Helena Edwards, Coalville, Leicestershire, England

   It is no consolation, but I just wanted you to know I shed tears this morning for the poor families whose hopes were raised and then tragically destroyed this morning. Mining communities across the world are thinking of you and sorrowing with you.

            I live in Leicestershire England, Coalville in the north west of the county was centre of our local mining communities but the pits all closed in the eighties, with huge consequences for the people. Slowly things improved, investment and jobs arrived. Now the area is site of a new National Forest project. Natural beauty arisen from destruction.

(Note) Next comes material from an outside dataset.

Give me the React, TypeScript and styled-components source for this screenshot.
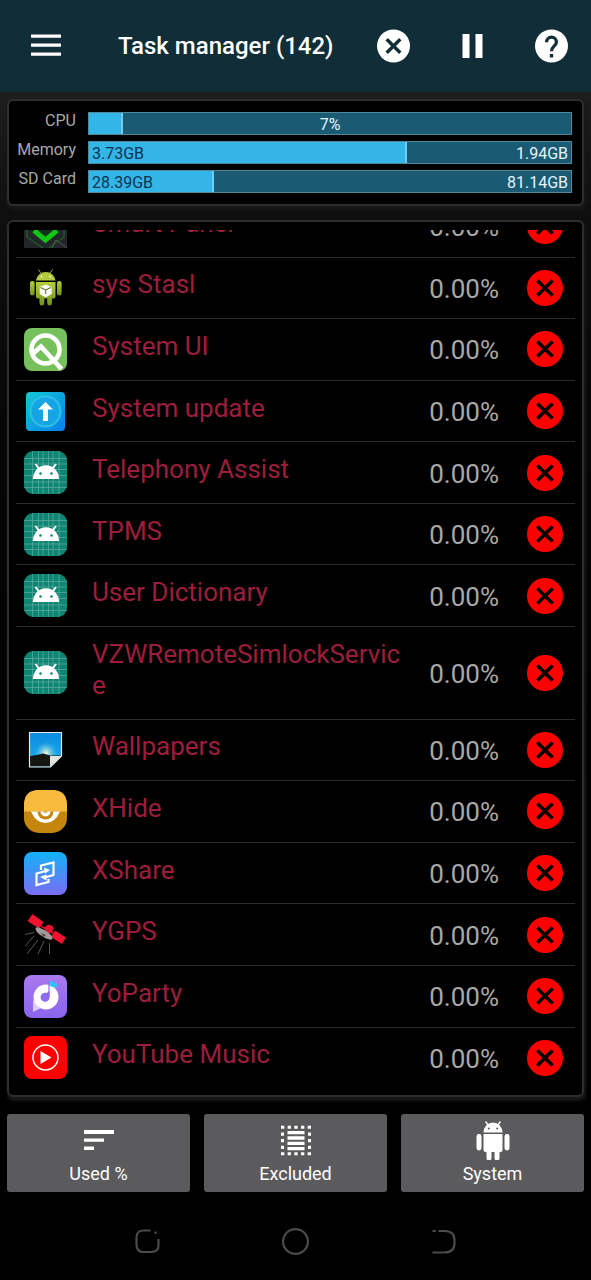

            The legacy of those who labored and lost their lives in mines will never be forgotten, it lives on in the spirit of their communities. with deepest sympathy           Helena Edwards

 Josephine Zando and Mary White, War, McDowell County, West Virginia

  My sincere sympathy goes out to all the families of the Sago miners.

 Jane M. Martin, BA, CRT

Author of Breathe Better, Live in Wellness

 A Message to Miners and their Families,
The Sago Mine Disaster will, no doubt, take its place as a major event in the history of Appalachia. As time goes by the memory of events, even those of this magnitude, unfortunately, tend to fade.  But, you can be certain that the heartbreak and loss felt at the Sago Mine will never be forgotten.

With a heart for the Appalachian people, especially coal miners, author Betty Dotson-Lewis has lovingly taken oral histories and preserved them by putting these accounts down on paper – in an everlasting form. As writers, our task is to keep stories alive, not allowing the world to overlook things vitally important, so hopefully, tragedies such as this will never happen again.

The toil and loss suffered at the Sago Mine will never be forgotten as long as there is the written word. Share your lives in order to inform and inspire the world.  Tell your stories. Never stop telling them… and we will never forget.